** begin THE INPUT **

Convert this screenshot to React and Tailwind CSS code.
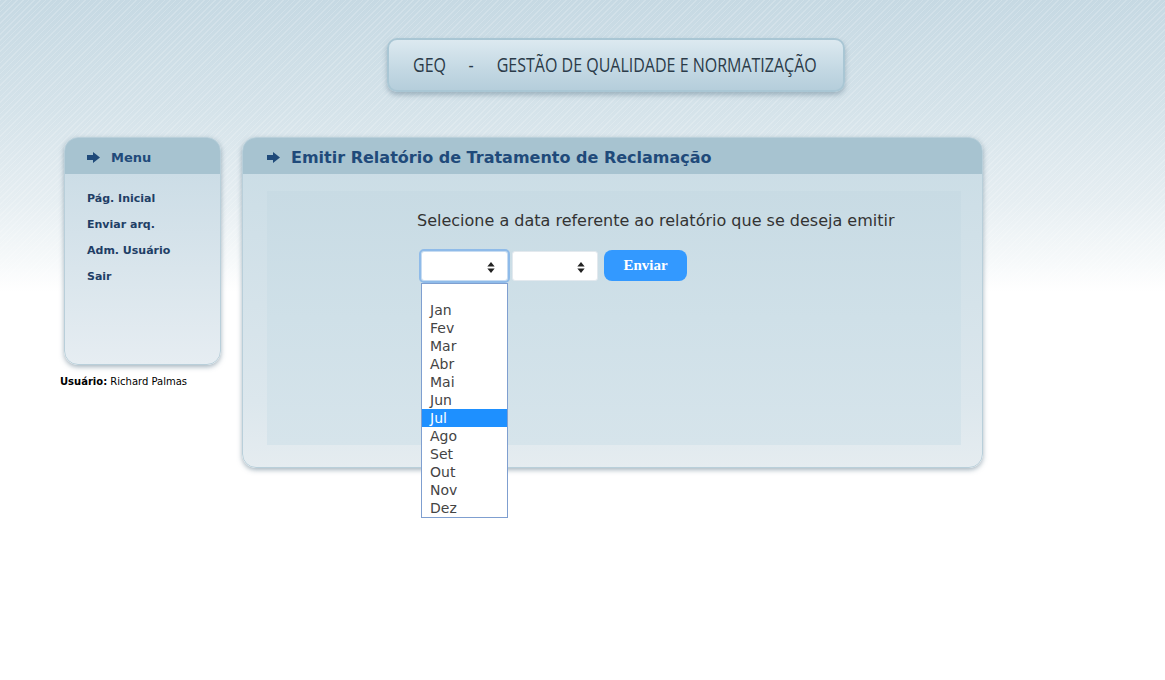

** end THE INPUT **
** begin THE INPUT **

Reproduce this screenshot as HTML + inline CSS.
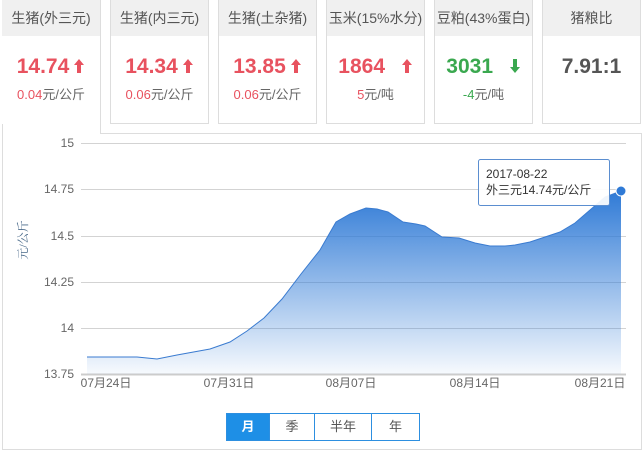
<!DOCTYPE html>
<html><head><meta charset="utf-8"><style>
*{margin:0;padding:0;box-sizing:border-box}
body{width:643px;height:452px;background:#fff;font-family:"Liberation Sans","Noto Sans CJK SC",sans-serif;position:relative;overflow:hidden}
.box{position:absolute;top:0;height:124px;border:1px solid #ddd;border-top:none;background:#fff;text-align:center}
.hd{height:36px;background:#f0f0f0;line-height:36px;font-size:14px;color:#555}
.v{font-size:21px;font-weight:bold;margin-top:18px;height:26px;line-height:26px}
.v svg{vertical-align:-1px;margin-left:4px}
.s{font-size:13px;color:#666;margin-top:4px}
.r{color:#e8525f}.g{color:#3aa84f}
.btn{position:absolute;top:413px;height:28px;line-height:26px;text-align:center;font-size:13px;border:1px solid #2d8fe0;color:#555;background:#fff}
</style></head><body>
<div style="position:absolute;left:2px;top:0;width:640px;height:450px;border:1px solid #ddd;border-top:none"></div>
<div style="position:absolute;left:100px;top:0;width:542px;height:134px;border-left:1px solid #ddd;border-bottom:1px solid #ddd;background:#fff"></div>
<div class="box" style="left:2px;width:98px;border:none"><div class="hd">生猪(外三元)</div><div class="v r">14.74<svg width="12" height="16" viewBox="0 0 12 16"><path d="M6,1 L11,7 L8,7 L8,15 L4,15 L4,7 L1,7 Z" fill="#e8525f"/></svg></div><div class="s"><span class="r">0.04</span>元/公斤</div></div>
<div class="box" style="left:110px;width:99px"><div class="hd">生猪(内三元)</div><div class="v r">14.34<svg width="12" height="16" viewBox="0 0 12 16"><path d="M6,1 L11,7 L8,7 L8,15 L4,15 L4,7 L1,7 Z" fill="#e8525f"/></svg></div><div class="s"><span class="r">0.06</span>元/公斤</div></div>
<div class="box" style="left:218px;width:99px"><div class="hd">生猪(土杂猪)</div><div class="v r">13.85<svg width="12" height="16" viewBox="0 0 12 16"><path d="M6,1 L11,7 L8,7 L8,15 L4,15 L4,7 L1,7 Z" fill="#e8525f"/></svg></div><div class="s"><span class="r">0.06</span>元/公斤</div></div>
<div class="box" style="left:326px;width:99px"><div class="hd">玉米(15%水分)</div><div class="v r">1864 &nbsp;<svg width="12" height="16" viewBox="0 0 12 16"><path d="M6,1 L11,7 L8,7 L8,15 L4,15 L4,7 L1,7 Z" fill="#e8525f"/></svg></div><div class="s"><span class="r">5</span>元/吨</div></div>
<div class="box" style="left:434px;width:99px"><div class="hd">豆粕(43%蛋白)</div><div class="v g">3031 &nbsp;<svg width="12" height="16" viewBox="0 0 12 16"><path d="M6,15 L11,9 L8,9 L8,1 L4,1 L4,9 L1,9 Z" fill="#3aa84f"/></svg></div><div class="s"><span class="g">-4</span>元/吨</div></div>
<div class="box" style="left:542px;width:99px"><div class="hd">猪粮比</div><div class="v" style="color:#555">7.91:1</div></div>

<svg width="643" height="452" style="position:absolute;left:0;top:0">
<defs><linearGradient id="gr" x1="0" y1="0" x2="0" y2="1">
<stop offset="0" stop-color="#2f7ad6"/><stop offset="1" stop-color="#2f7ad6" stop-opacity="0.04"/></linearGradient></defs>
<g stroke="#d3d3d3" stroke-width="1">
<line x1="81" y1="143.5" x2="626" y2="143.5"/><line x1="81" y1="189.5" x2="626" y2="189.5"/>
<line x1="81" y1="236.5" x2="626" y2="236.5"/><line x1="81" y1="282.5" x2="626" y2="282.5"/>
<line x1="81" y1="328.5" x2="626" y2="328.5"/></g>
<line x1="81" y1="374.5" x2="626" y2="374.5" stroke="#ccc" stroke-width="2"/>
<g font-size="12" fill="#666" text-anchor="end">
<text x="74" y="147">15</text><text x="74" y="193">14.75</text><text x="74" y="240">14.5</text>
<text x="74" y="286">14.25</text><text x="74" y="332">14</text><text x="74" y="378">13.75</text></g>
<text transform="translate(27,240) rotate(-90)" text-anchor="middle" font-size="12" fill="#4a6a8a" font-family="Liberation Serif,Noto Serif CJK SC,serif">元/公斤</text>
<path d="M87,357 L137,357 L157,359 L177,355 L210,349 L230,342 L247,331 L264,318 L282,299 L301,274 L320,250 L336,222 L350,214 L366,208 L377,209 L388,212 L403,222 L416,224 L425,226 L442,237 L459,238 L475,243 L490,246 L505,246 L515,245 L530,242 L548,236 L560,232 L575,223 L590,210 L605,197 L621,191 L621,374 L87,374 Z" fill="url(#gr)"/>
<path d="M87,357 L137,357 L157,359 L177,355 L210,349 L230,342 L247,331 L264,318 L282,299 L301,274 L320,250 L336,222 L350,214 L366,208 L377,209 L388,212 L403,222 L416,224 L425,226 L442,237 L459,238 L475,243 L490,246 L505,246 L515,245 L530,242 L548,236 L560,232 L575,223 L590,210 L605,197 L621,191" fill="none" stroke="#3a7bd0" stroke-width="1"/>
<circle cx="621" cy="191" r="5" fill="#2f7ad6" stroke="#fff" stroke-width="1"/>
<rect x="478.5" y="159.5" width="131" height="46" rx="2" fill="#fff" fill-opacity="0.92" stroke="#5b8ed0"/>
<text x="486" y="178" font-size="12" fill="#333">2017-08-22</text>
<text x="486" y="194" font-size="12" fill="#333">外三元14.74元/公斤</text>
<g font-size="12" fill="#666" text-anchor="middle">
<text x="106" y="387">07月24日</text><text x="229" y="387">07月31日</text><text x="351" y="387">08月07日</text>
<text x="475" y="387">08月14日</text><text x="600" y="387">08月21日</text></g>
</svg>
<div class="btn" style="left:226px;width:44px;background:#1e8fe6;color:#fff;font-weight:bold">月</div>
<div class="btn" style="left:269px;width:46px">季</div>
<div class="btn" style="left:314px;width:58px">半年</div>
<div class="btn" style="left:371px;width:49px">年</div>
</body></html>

** end THE INPUT **

_WHAT THE TASK REQUIRES:_
Tally the lines in this data that hold the word "screenshot" and state only the count.

_REPLY TO THE TASK:_
2